C.K. Stead's remarkable new collection of poems, The Yellow Buoy: Poems 2007-2012, was completed in his 80th year. This is a collection to savour on every level. You move from scholarliness to reflection to anecdote to confession. Every poem stalled me. I embraced the economy along with the sumptuousness. On my notepad I gathered a list of words to signal the various strengths of the poems as I read: fluid, elegant, witty, sensual, moving, challenging, intelligent. So many poems stood out for me, but I loved the "salutes" (celebratory but not blinkered) to writers such as Allen Curnow, Kevin Ireland, Frank Sargeson, James K. Baxter and Catallus. Such a collection can only emerge from experience, craft and heart. As Stead responds to age and death, the white page remains his powerful beginning.

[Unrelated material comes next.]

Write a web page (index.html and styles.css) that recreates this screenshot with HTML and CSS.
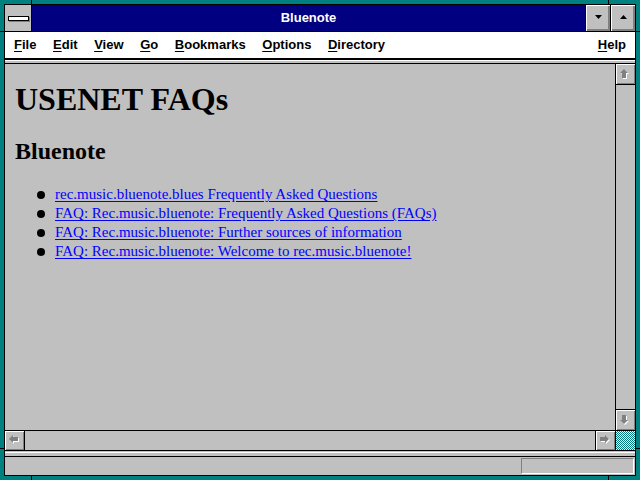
FILE: index.html
```html
<!DOCTYPE html>
<html>
<head>
<meta charset="utf-8">
<title>Bluenote</title>
<link rel="stylesheet" href="styles.css">
</head>
<body>
<div class="window">
  <div class="titlebar">
    <div class="sysbox"><span class="sysbar"></span></div>
    <div class="title">Bluenote</div>
    <div class="tbtn">
      <svg width="9" height="5" viewBox="0 0 9 5"><polygon points="1,0 8,0 4.5,4" fill="#000"/></svg>
    </div>
    <div class="tbtn">
      <svg width="9" height="5" viewBox="0 0 9 5"><polygon points="4.5,0 8,4 1,4" fill="#000"/></svg>
    </div>
  </div>
  <div class="menubar">
    <span class="mi"><u>F</u>ile</span>
    <span class="mi"><u>E</u>dit</span>
    <span class="mi"><u>V</u>iew</span>
    <span class="mi"><u>G</u>o</span>
    <span class="mi"><u>B</u>ookmarks</span>
    <span class="mi"><u>O</u>ptions</span>
    <span class="mi"><u>D</u>irectory</span>
    <span class="mi help"><u>H</u>elp</span>
  </div>
  <div class="sep"></div>
  <div class="main">
    <div class="content">
      <h1>USENET FAQs</h1>
      <h2>Bluenote</h2>
      <ul class="links">
        <li><a href="#">rec.music.bluenote.blues Frequently Asked Questions</a></li>
        <li><a href="#">FAQ: Rec.music.bluenote: Frequently Asked Questions (FAQs)</a></li>
        <li><a href="#">FAQ: Rec.music.bluenote: Further sources of information</a></li>
        <li><a href="#">FAQ: Rec.music.bluenote: Welcome to rec.music.bluenote!</a></li>
      </ul>
    </div>
    <div class="vscroll">
      <div class="sbtn vtop">
        <svg width="11" height="11" viewBox="0 0 11 11"><polygon points="5,1 9,5 7,5 7,10 3,10 3,5 1,5" fill="#fff"/><polygon points="4,0 8,4 6,4 6,9 2,9 2,4 0,4" fill="#808080"/></svg>
      </div>
      <div class="vtrack"></div>
      <div class="sbtn vbot">
        <svg width="11" height="11" viewBox="0 0 11 11"><polygon points="5,10 9,6 7,6 7,1 3,1 3,6 1,6" fill="#fff"/><polygon points="4,9 8,5 6,5 6,0 2,0 2,5 0,5" fill="#808080"/></svg>
      </div>
    </div>
  </div>
  <div class="hscroll">
    <div class="sbtn hleft">
      <svg width="11" height="11" viewBox="0 0 11 11"><polygon points="1,5 5,1 5,3 10,3 10,7 5,7 5,9" fill="#fff"/><polygon points="0,4 4,0 4,2 9,2 9,6 4,6 4,8" fill="#808080"/></svg>
    </div>
    <div class="htrack"></div>
    <div class="sbtn hright">
      <svg width="11" height="11" viewBox="0 0 11 11"><polygon points="10,5 6,1 6,3 1,3 1,7 6,7 6,9" fill="#fff"/><polygon points="9,4 5,0 5,2 0,2 0,6 5,6 5,8" fill="#808080"/></svg>
    </div>
    <div class="corner"></div>
  </div>
  <div class="sep2"></div>
  <div class="status">
    <div class="statbox"></div>
  </div>
</div>
<span class="tick tv t1"></span>
<span class="tick tv t2"></span>
<span class="tick tv t3"></span>
<span class="tick tv t4"></span>
<span class="tick th t5"></span>
<span class="tick th t6"></span>
<span class="tick th t7"></span>
<span class="tick th t8"></span>
</body>
</html>
```
FILE: styles.css
```css
html, body {
  margin: 0;
  padding: 0;
}
body {
  width: 640px;
  height: 480px;
  background: #008080;
  overflow: hidden;
  position: relative;
  font-family: "Liberation Sans", Arial, sans-serif;
}
.window {
  position: absolute;
  left: 4px;
  top: 4px;
  width: 630px;
  height: 470px;
  border: 1px solid #000;
  background: #c0c0c0;
  display: flex;
  flex-direction: column;
}
.titlebar {
  height: 26px;
  border-bottom: 1px solid #000;
  display: flex;
  flex: none;
}
.sysbox {
  width: 26px;
  border-right: 1px solid #000;
  background: #c0c0c0;
  display: flex;
  align-items: center;
  justify-content: center;
}
.sysbar {
  display: block;
  width: 19px;
  height: 3px;
  background: #fff;
  border: 1px solid #000;
  box-shadow: 1px 1px 0 #808080;
  margin-top: 1px;
}
.title {
  flex: 1;
  background: #000080;
  color: #fff;
  font-weight: bold;
  font-size: 13px;
  line-height: 26px;
  text-align: center;
}
.tbtn {
  width: 24px;
  border-left: 1px solid #000;
  background: #c0c0c0;
  box-shadow: inset 1px 1px 0 #fff, inset -2px -2px 0 #808080;
  display: flex;
  align-items: center;
  justify-content: center;
}
.tbtn svg { display: block; margin-top: -1px; }
.menubar {
  height: 26px;
  flex: none;
  background: #fff;
  border-bottom: 2px solid #000;
  display: flex;
  align-items: center;
  gap: 16.6px;
  padding: 0 9px;
  font-size: 13px;
  font-weight: bold;
  line-height: 26px;
  color: #000;
}
.mi u { text-underline-offset: 2px; }
.help { margin-left: auto; }
.sep {
  flex: none;
  height: 2px;
  border-top: 1px solid #fff;
  border-bottom: 1px solid #000;
  background: #c0c0c0;
}
.main {
  flex: 1;
  display: flex;
  min-height: 0;
}
.content {
  flex: 1;
  padding: 0 10px;
  overflow: hidden;
  font-family: "Liberation Serif", "Times New Roman", serif;
  color: #000;
}
.content h1 {
  margin: 17px 0 0;
  font-size: 32px;
  line-height: 37px;
  font-weight: bold;
}
.content h2 {
  margin: 19px 0 0;
  font-size: 24px;
  line-height: 28px;
  font-weight: bold;
}
.links {
  list-style: none;
  margin: 20px 0 0;
  padding: 0 0 0 22px;
  font-size: 15px;
  line-height: 19px;
}
.links li {
  display: flex;
}
.links li::before {
  content: "";
  flex: none;
  width: 8px;
  height: 8px;
  border-radius: 50%;
  background: #000;
  margin: 6px 10px 0 0;
}
.links a {
  color: #0000ff;
  text-decoration: underline;
  text-underline-offset: 2px;
}
.vscroll {
  width: 19px;
  border-left: 1px solid #000;
  display: flex;
  flex-direction: column;
}
.sbtn {
  background: #c0c0c0;
  box-shadow: inset 1px 1px 0 #fff, inset -1px -1px 0 #808080;
  display: flex;
  align-items: center;
  justify-content: center;
  flex: none;
}
.vtop { height: 20px; border-bottom: 1px solid #000; }
.vbot { height: 20px; border-top: 1px solid #000; }
.vtrack { flex: 1; background: #c0c0c0; }
.hscroll {
  flex: none;
  height: 19px;
  border-top: 1px solid #000;
  border-bottom: 1px solid #000;
  display: flex;
}
.hleft { width: 19px; border-right: 1px solid #000; }
.htrack { flex: 1; background: #c0c0c0; }
.hright { width: 19px; border-left: 1px solid #000; }
.corner {
  width: 19px;
  border-left: 1px solid #000;
  background: repeating-conic-gradient(#008080 0 25%, #ffffff 0 50%) 0 0 / 2px 2px;
}
.sep2 {
  flex: none;
  height: 5px;
  border-bottom: 1px solid #000;
  background: linear-gradient(#c0c0c0 0 1px, #fff 1px 2px, #c0c0c0 2px);
}
.status {
  flex: none;
  height: 18px;
  display: flex;
  justify-content: flex-end;
  align-items: center;
  padding-right: 1px;
}
.statbox {
  width: 111px;
  height: 14px;
  border-top: 1px solid #808080;
  border-left: 1px solid #808080;
  border-bottom: 1px solid #fff;
  border-right: 1px solid #fff;
}
.tick {
  position: absolute;
  background: #000;
}
.tv { width: 1px; height: 4px; }
.th { width: 4px; height: 1px; }
.t1 { left: 31px; top: 0; }
.t2 { left: 608px; top: 0; }
.t3 { left: 31px; top: 476px; }
.t4 { left: 608px; top: 476px; }
.t5 { left: 0; top: 31px; }
.t6 { left: 636px; top: 31px; }
.t7 { left: 0; top: 448px; }
.t8 { left: 636px; top: 448px; }
```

For those of us who love Central Otago, Gilbert van Reenan's photographs and Brian Turner's poems are a match made in heaven. No one catches the mountains and tussocked plains with the same luminous pen as this poet. Turner has an eye for vivid detail from clouds to sheep, from ridgelines to willows, from honey to abandoned homesteads. He has an ear for words that capture the stillness, startle you, draw you deeper into his own contemplation and make music of the land. Beautifully produced, this bestselling collection (it has been on the New Zealand Top 10 adult fiction list for months) includes a substantial selection of previously published poems plus more than 50 new ones. Elemental: Central Otago Poems is stunning on every level.

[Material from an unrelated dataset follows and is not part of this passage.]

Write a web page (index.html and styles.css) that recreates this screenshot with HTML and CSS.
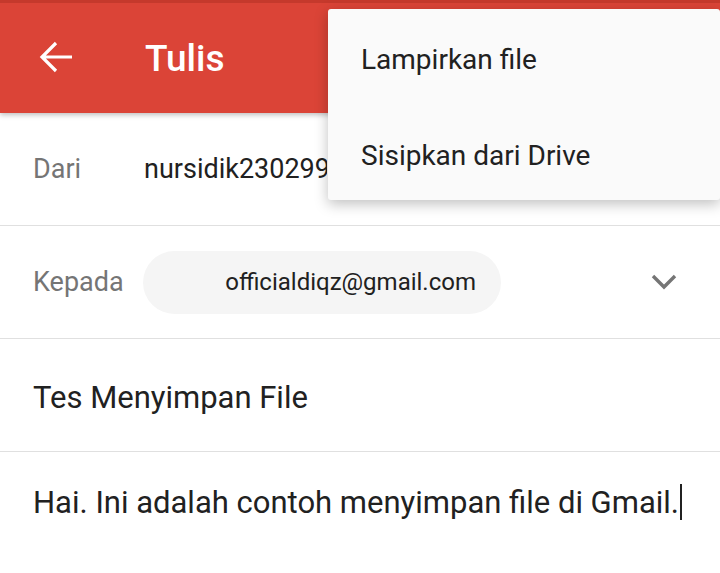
FILE: index.html
```html
<!DOCTYPE html>
<html lang="id">
<head>
  <meta charset="UTF-8">
  <meta name="viewport" content="width=device-width, initial-scale=1.0">
  <title>Tulis</title>
  <link rel="stylesheet" href="styles.css">
</head>
<body>
  <header class="appbar">
    <svg class="back" width="34" height="32" viewBox="0 0 34 32">
      <path d="M33 16H3M17 2L3 16l14 14" fill="none" stroke="#fff" stroke-width="3.2"/>
    </svg>
    <h1 class="title">Tulis</h1>
  </header>

  <div class="row">
    <span class="label">Dari</span>
    <span class="value">nursidik230299@gmail.com</span>
  </div>

  <div class="row">
    <span class="label">Kepada</span>
    <span class="chip">officialdiqz@gmail.com</span>
    <svg class="chevron" width="26" height="16" viewBox="0 0 26 16">
      <path d="M2 2l11 11L24 2" fill="none" stroke="#757575" stroke-width="3.4"/>
    </svg>
  </div>

  <div class="row subject">Tes Menyimpan File</div>

  <div class="body-text">Hai. Ini adalah contoh menyimpan file di Gmail.<span class="cursor"></span></div>

  <!-- overflow menu -->
  <div class="menu">
    <div class="menu-item">Lampirkan file</div>
    <div class="menu-item">Sisipkan dari Drive</div>
  </div>
</body>
</html>
```

FILE: styles.css
```css
body {
  margin: 0;
  font-family: Roboto, "Noto Sans", Arial, sans-serif;
  background-color: #fff;
  color: #212121;
  width: 720px;
  height: 573px;
  overflow: hidden;
  position: relative;
}
.appbar {
  height: 110px;
  background-color: #db4437;
  border-top: 3px solid #c5392c;
  display: flex;
  align-items: center;
  padding-left: 39px;
  box-shadow: 0 2px 5px rgba(0, 0, 0, 0.25);
  position: relative;
  z-index: 1;
}
.back {
  display: block;
  margin-top: -2px;
}
.title {
  margin: 0 0 0 72px;
  color: #fff;
  font-size: 37px;
  font-weight: 500;
}
.row {
  height: 112px;
  border-bottom: 1px solid #e0e0e0;
  display: flex;
  align-items: center;
  padding-left: 33px;
  font-size: 27px;
}
.label {
  color: #757575;
  width: 111px;
  flex: none;
}
.value {
  color: #212121;
  white-space: nowrap;
  width: 183px;
  overflow: hidden;
}
.chip {
  background-color: #f5f5f5;
  border-radius: 32px;
  height: 63px;
  width: 358px;
  display: flex;
  align-items: center;
  justify-content: flex-end;
  padding-right: 25px;
  box-sizing: border-box;
  font-size: 24px;
  white-space: nowrap;
  margin-left: -1px;
}
.chevron {
  margin-left: 150px;
}
.subject {
  font-size: 31px;
  padding-top: 4px;
  height: 108px;
}
.body-text {
  padding-left: 33px;
  font-size: 31px;
  display: flex;
  align-items: center;
  height: 100px;
  white-space: nowrap;
}
.cursor {
  display: inline-block;
  width: 2px;
  height: 36px;
  background-color: #212121;
  margin-left: 1px;
}
.menu {
  position: absolute;
  top: 9px;
  left: 328px;
  width: 392px;
  height: 191px;
  background-color: #fafafa;
  border-radius: 3px;
  box-shadow: 0 4px 14px rgba(0, 0, 0, 0.25);
  padding-top: 2px;
  box-sizing: border-box;
  z-index: 2;
}
.menu-item {
  height: 96px;
  display: flex;
  align-items: center;
  padding-left: 33px;
  font-size: 28px;
  color: #212121;
}
```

When James K. Baxter was a university student he wrote a series of love poems that attempted to fill the gaps of his broken heart. In a note to a friend he said they "express the self-consciousness, the touch of hysteria, yet the very real desolation of adolescent love". They are also self-conscious in the way they strive to be poetic. Baxter's right in saying they are more about his own agony than a physical person. "She" is missing beyond the youthful shadow for which he mourns. John Weir, who edited the sequence, provides an excellent essay that offers an autobiographical context for the poems. Never previously published, Poems To A Glass Woman is a fascinating step back into the past.
Sam Hunt's bestselling Knucklebones: Poems 1962-2012 was published around the time of his 66th birthday. The poems are drawn from all bar one of his collections and include a handful of new ones at the end. Reading through from start to finish, I got a bit nostalgic (prompted by old poems), but I was reminded again why we love Hunt so much.
He makes poetry-music that is not just in the gravelly voice that swings through your head, but in his pitch-perfect economy. Hunt writes with bare bones and a bare heart. I loved the addition of the poem he wrote aged seven at the start. This is a beautifully produced edition.